On Thu, 2020-10-01 at 17:20 +0100, Chandan Singh wrote:
> Hi folks,
> 
> I agree that we need to sort out this story before 2.0. Tomaz, I have
> a clarifying question for your comment near the end of the message.
> 
> On Thu, Oct 1, 2020 at 10:45 AM Tristan Van Berkom
> <[email protected]> wrote:
> > Hi,
> > 
> > On Thu, 2020-10-01 at 10:38 +0100, Tomaz Canabrava wrote:
> > > On Thu, Oct 1, 2020 at 10:21 AM Jürg Billeter <[email protected]> wrote:
> > > 
> > > > Hi Tristan,
> > > > 
> > > > On Thu, 2020-09-24 at 15:34 +0900, Tristan Van Berkom wrote:
> > > > > I am suggesting today that we need to consider the ability of
> > > > > disabling remote caches[0]:
> > > > >   - Do we want it only for the toplevel project ?
> > > > >   - Recursively ? with a -J/--cross-junctions option ?
> > > > >   - With granular selection of which junctions to disable cache
> > > > >     interactions for ? (with junction path specifications on the
> > > > >     command line ?)
> > > > 
> > > > I currently tend towards two knobs for this:
> > > > 
> > > >  * `--no-pull`, `--no-fetch` and the equivalent options in
> > > >    buildstream.conf as described in #819. This would completely disable
> > > >    pulling artifacts and fetching sources, resp. I.e., always across
> > > >    junctions and also disable servers configured in buildstream.conf.
> 
> +1

Personally I am happy with this, I would have been happy to piggy back
on the `--fetchers` configuration and recognize a `0` value, but this
would not distinguish between source fetching and artifact pulling.

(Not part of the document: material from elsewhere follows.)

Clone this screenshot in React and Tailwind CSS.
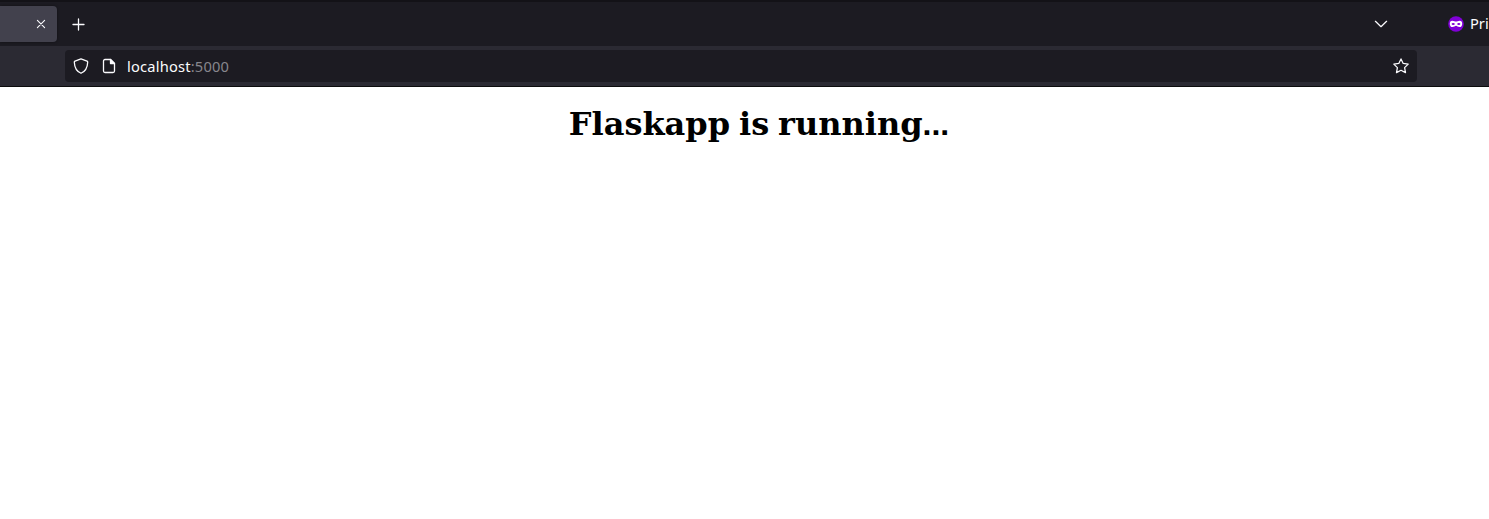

With regards to the proposal around configuration, things become less
clear due to the current mess, however I tend to agree that in any
scenario, these command line options should supersede all other
controls, and only act unilaterally across junctions.

So far, I think this means that regardless of the other more
complicated proposal about configuration, we can accept adding these
options and it will not cause any conflict.

> > > for the usecase I need, it would need to be element-dependant. for
> > > instance, I want to test the reprocibility of `python.bst`, so I need to
> > > block it from using the cache and do a build. but python depends on other
> > > things that I do want to use from the cache.
> > > --no-pull="element1.bst, element2.bst" would do the trick.
> > 
> > I believe that your use case is satisfied by:
> > 
> >   * Build it once
> > 
> >   * Build it repeatedly (however number of times you want to test
> >     reproducibility of python.bst) using `--no-pull` after the
> >     first build, while deleting only that artifact in between runs
> >     locally.
> > 
> > I.e. you won't need to download or rebuild all of those dependencies if
> > you have them already in your local cache from the last build.
> 
> Tomaz, I think the question we need to ask is - do you expect to
> repeat the build locally or remotely. What Tristan describes would
> work IF both the initial build and the subsequent builds are happening
> locally. If you are expecting either of them to happen remotely, I
> don't think that can be solved just by BuildStream, as the RE endpoint
> would have its own caching mechanism.

Chandan, others...

What do we foresee in terms of ability to interact with remote caches
in an RE context ?

I remember older discussions where Sander had the idea that `bst
artifact` commands such as `list-artifacts` and `delete` etc, in
general, should assume we mean the remote cache instead of the local
one (I mostly recall disagreeing with this).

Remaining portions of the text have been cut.